I loved the way this book was written in a sort of run-on, stream of consciousness kind of way because it was very different from anything I'd ever read before, though at times, it did make it really hard to follow certain trains of thought and I would have to go back several sentences to try and figure out where it all was going. It made it a challenge to really pay attention to the story or I would miss several plot points; a challenge that I wasn't always willing to take on, but fun nonetheless!

I also enjoyed the way Salman Rushdie very effortlessly weaved magic into the real world to the point where it didn't seem very far-fetched that sure, there's another world out there full of jinn.

What disappointed me about this book was that, at the heart of it, it was just a typical story of a war between good and evil fueled by love, lust and greed, where good inevitably triumphs over evil and things return to their new normal. That's it, that's the moral of the story. It seemed too simple a resolution when the buildup had been so crazy and fantastic, and I was left hating the ending of yet another book!

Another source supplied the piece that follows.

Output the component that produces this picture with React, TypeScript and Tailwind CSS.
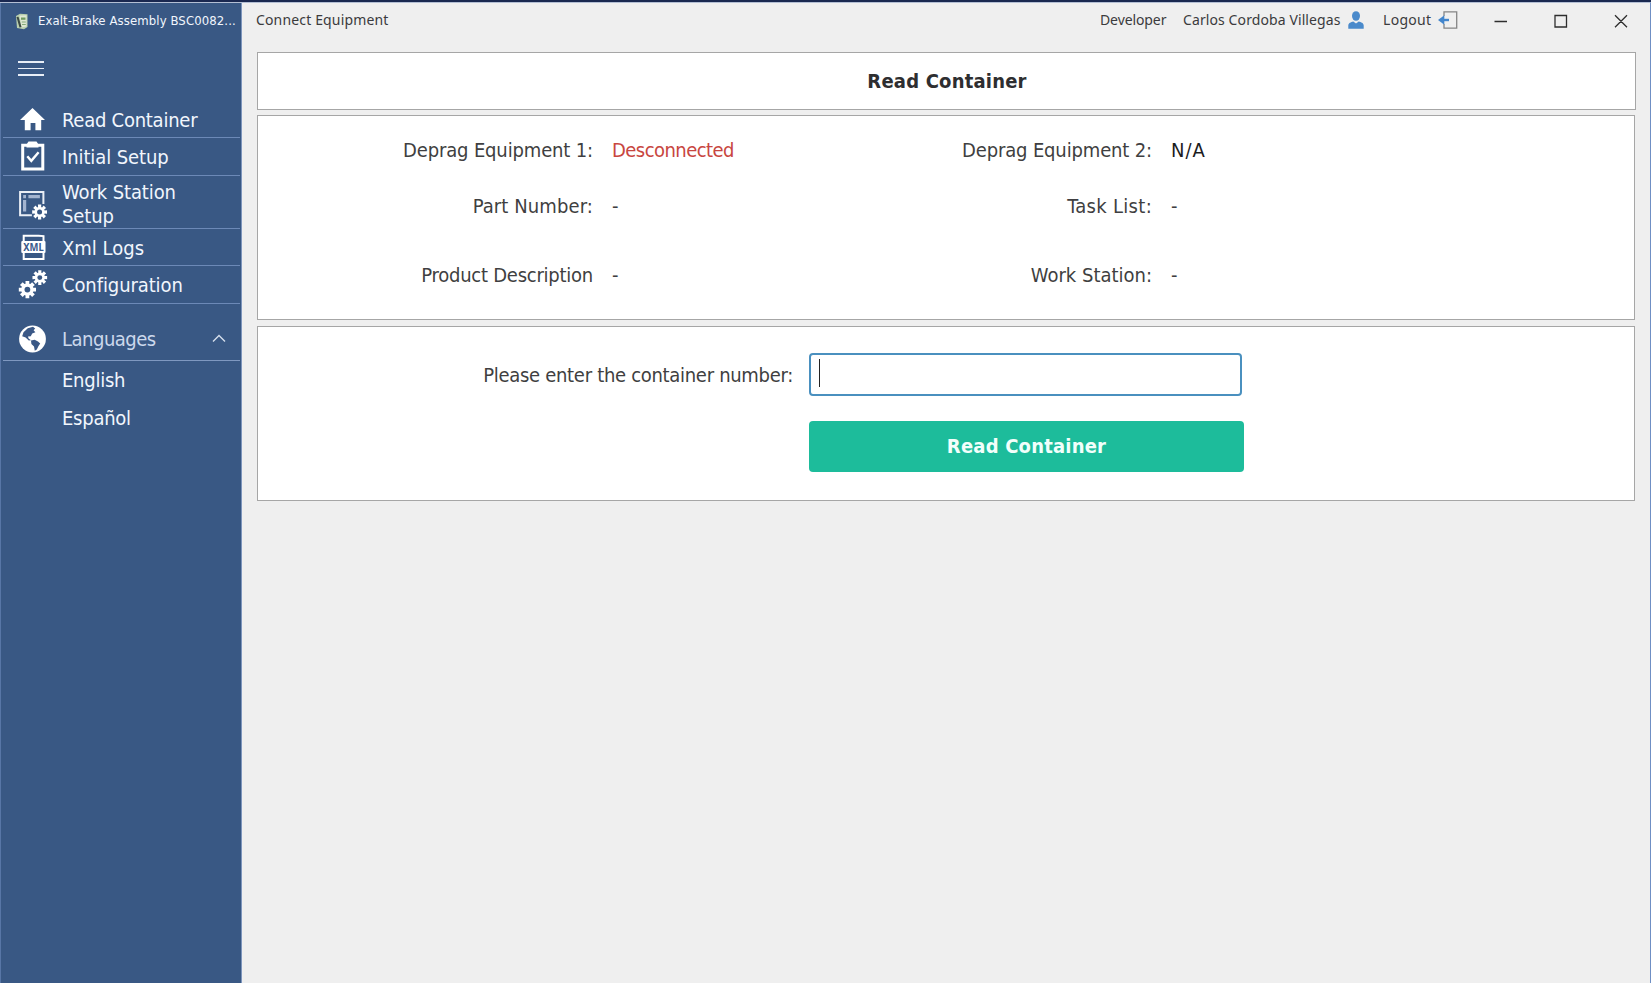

I might read this book again eventually (probably when I'm not fatigued after reading a 1000-pages book in two weeks!!!) and my opinion might change. I'll also get to see Salman Rushdie speak in a couple of weeks, so that will probably give me some new insight on this book and its meaning.

For now, I'll remain undecided on whether the good outweighs the bad or viceversa and I'll still recommend it to anyone who might be curious about how the love of a silly jinnia for a mere human sparked the War of the Worlds.